== The records

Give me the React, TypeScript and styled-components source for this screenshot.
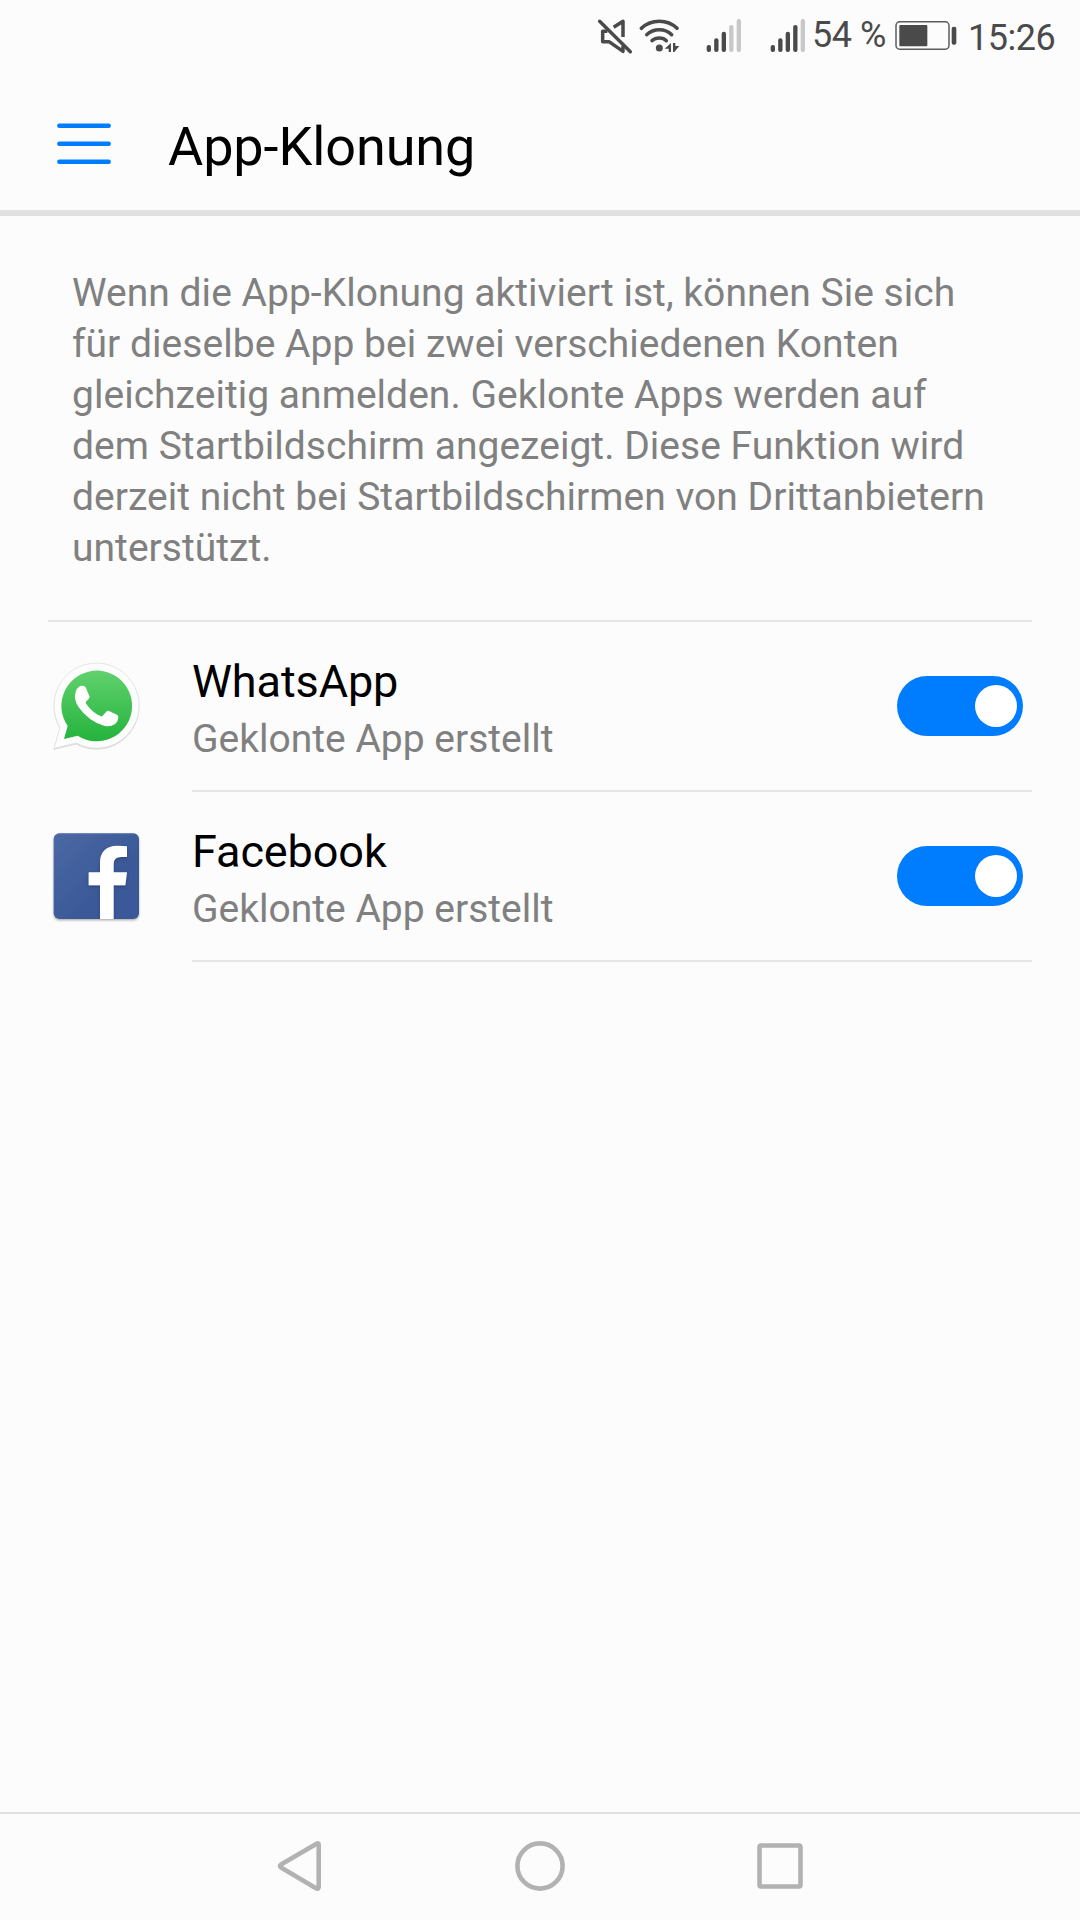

====
== The records

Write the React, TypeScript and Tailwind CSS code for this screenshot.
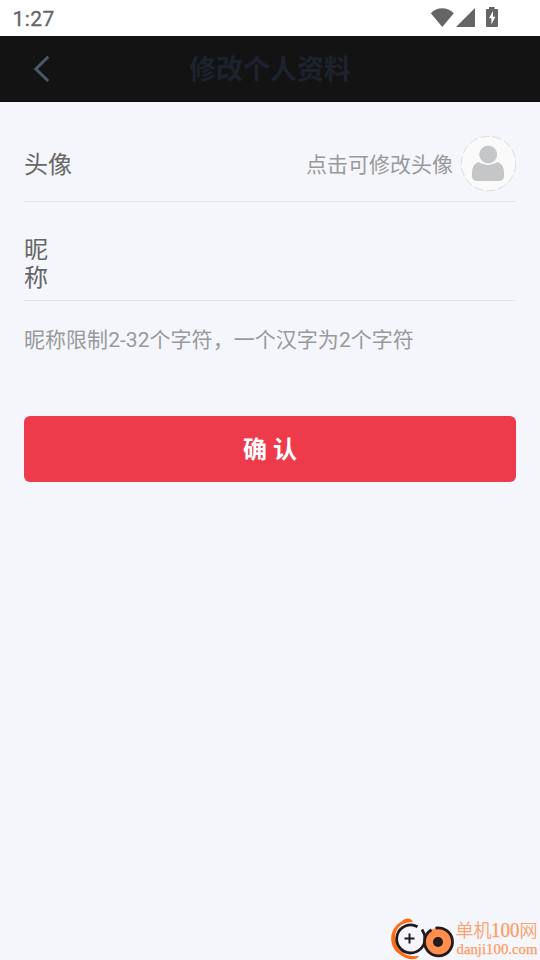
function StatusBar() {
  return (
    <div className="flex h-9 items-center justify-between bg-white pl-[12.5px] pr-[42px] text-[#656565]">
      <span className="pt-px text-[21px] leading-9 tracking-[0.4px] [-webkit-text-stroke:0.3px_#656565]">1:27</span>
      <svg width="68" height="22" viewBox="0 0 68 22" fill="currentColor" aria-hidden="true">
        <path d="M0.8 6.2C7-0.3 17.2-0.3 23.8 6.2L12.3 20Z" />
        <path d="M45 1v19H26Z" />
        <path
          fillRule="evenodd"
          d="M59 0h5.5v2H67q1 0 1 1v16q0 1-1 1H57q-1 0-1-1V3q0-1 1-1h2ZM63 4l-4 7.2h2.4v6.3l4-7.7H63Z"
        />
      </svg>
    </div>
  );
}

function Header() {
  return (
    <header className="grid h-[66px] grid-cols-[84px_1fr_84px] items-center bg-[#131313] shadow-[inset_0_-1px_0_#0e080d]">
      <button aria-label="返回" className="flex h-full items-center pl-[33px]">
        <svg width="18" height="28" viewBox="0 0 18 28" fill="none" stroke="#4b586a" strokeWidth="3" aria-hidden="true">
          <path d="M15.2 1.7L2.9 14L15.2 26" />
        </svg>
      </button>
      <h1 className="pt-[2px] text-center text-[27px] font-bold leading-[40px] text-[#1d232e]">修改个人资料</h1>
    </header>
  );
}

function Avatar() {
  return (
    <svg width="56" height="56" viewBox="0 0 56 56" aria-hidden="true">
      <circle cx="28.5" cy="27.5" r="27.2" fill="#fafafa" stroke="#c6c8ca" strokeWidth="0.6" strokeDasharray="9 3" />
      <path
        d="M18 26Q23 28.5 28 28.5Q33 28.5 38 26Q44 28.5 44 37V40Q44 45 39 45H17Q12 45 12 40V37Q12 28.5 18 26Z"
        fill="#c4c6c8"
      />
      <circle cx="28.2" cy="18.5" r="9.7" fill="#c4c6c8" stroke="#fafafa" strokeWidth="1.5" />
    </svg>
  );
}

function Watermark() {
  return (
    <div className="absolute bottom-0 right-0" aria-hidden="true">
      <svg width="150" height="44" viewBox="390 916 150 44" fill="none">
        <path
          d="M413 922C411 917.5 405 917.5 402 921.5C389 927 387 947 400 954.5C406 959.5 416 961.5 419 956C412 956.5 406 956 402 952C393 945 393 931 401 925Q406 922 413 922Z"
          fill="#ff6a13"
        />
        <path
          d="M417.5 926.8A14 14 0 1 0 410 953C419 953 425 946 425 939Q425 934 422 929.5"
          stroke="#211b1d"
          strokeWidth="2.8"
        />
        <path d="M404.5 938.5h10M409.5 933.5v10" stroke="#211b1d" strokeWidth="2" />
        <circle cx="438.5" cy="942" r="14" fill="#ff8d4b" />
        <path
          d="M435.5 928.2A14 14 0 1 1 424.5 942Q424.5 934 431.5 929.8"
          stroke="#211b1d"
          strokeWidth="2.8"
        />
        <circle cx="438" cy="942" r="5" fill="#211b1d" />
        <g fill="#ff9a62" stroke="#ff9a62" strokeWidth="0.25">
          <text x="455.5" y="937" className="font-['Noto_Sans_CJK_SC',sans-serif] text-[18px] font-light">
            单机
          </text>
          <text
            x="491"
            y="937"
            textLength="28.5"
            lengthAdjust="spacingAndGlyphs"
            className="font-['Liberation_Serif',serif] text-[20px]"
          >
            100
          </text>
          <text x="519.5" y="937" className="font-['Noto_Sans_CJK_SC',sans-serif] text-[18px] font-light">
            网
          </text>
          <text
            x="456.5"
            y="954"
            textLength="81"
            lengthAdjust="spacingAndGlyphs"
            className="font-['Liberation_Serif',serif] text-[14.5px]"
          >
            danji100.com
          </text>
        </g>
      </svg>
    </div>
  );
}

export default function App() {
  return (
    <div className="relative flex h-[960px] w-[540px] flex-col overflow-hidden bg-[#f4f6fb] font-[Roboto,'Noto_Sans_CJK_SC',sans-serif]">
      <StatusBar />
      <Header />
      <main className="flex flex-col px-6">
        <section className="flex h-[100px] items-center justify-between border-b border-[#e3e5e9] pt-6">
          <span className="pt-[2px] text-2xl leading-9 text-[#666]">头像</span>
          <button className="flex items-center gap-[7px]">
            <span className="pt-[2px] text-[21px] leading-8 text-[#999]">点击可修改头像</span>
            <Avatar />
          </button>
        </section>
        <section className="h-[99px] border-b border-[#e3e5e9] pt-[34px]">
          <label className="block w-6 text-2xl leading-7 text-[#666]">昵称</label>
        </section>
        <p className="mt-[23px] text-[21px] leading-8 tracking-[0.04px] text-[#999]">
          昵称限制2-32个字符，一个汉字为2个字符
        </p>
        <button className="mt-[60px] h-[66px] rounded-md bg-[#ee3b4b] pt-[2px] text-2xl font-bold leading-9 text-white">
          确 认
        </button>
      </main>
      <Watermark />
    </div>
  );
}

====

Filter the listing above for the string "screenshot" and copy every matching line.

▸ Response below
Give me the React, TypeScript and styled-components source for this screenshot.
Write the React, TypeScript and Tailwind CSS code for this screenshot.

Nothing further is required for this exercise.